Markets are mostly punishing earnings reports — except these stocks

It’s jobs Friday, already! Can a goldilocks nonfarm payrolls report help stop the latest market wobble by boosting hopes the Fed will stop hiking?

Stocks have stalled this week as longer-duration bond yields move towards multi-month highs after the Treasury said it would borrow $1 trillion in the third quarter.

And significantly, this year’s rally that has the S&P 500
up 17.3% and the Nasdaq Composite
up 33.4% seems to have left traders increasingly more willing to find an excuse for selling.

Consider the ongoing second quarter reporting season: we are in a Shania Twain market, where when it comes to earnings: “That Don’t Impress Me Much”.

Bespoke Investment Group notes that as of midweek the season so far has been slightly stronger than normal in relation to beat rates and guidance.

Of the 946 reports, 71% of stocks reported better than expected EPS compared to consensus analyst estimates, says Bespoke, while 61% reported stronger than expected revenues. Additionally, 9% of stocks have raised forward guidance while 8% have lowered guidance.

But there’s a problem: price action. “Generally speaking, stocks reporting strong results are not being rewarded with a higher share price as much as usual, while stocks reporting weaker results are getting hit even harder than usual,” their analysts say.

Observe the chart below. Stocks that beat earnings per share estimates this season have seen an average one-day share price advance of just 0.27%, well below the 10-year average of a 1.58% gain. Those stocks missing EPS forecasts averaged a one-day decline of 3.54%, slightly worse than the 10-year average, while those reporting inline EPS have lost 2.89% this time, much worse than the longer term average of 1.08%.

Source: Bespoke Investment Group

The second chart illustrates that its some of the market’s high profile winning sectors of this year that are bearing the brunt as few fresh investors are left to build positions after even decent results.

“It’s the stocks in the tech and communication services sectors that are to blame for the weakness.  Even the stocks that have beaten EPS estimates in these two sectors have averaged pretty big declines on their earnings reaction days.  Given that these were the two best performing sectors of the market YTD heading into earnings season, traders appear to be ‘selling the news’ right now,” they conclude.

Source: Bespoke Investment Group

Perhaps, then, investors should consider those sectors where the market is currently more amenable to rewarding earnings performance, like energy.
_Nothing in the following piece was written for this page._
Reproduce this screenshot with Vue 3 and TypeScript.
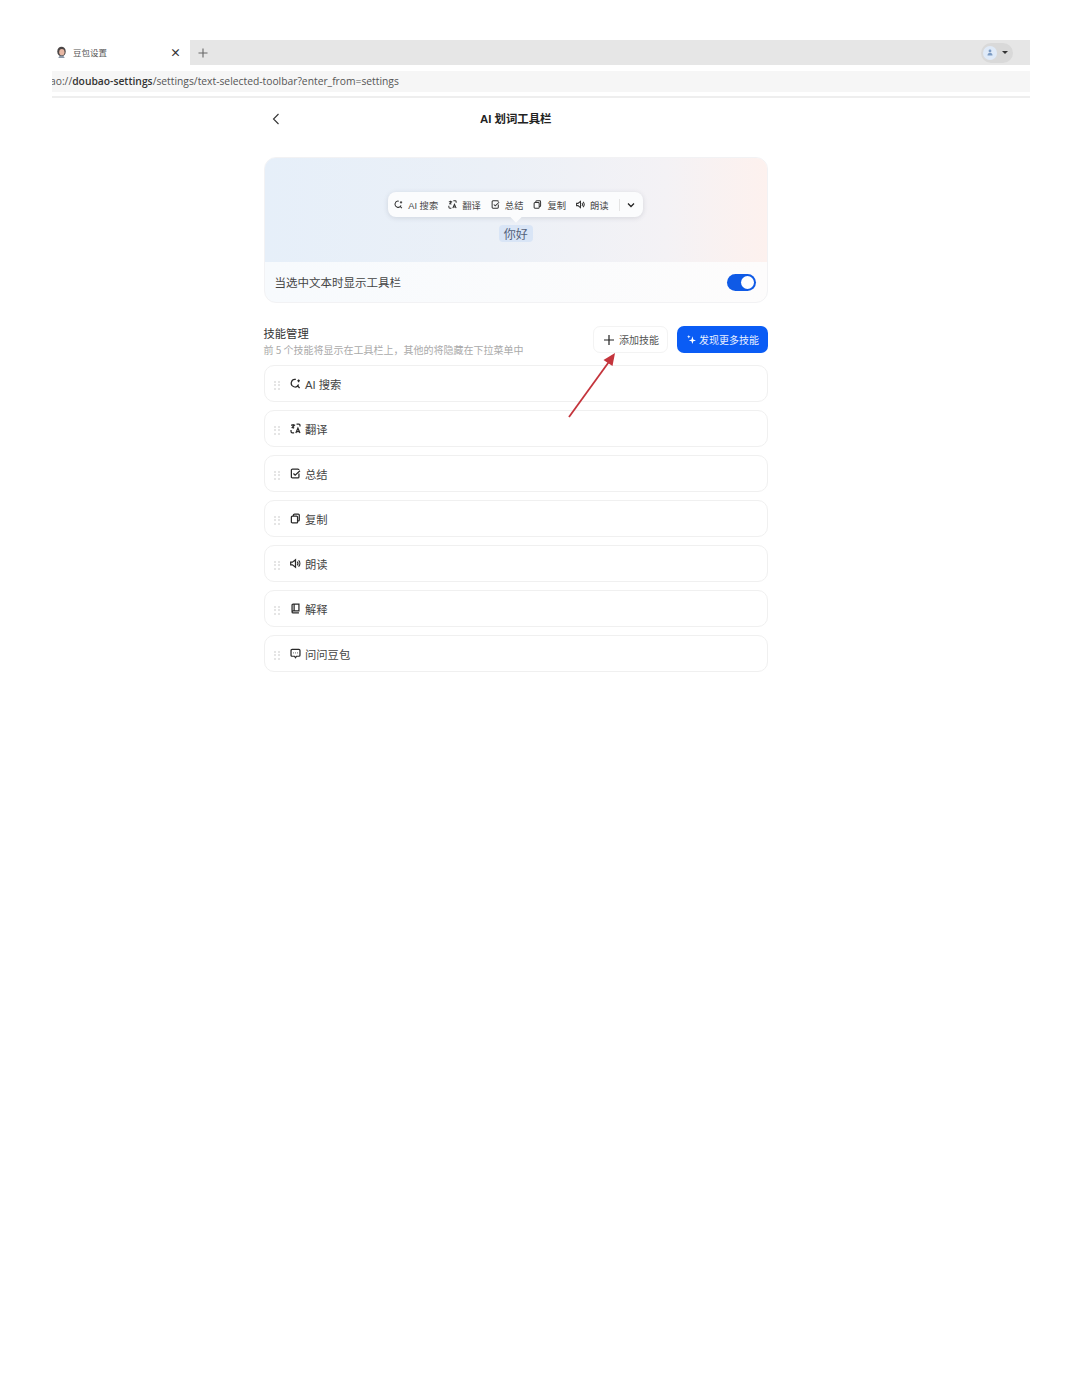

Jeffrey Buchbinder, chief equity strategist at LPL Financial, notes that while major oil companies have reported plunging second-quarter profits because of much lower energy prices compared to a year ago, “stock prices have not faltered in a commensurate manner.”

LPL holds a ‘neutral’ view on the energy sector but with a positive bias. Yes, the geopolitics and recession fears are a cause for concern. But supply restrictions — as OPEC+ seeks to curtail output — should underpin oil prices. In addition, U.S. stocks of crude fell by 17 million barrels for the week to July 28, the biggest decrease since 1982, when the data was first reported.

Source: LPL Financial

Crucially, companies have been emphasizing boosting shareholder value by increasing dividends and undertaking chunky share buybacks, all the while taking a greater focus on stricter cost measures.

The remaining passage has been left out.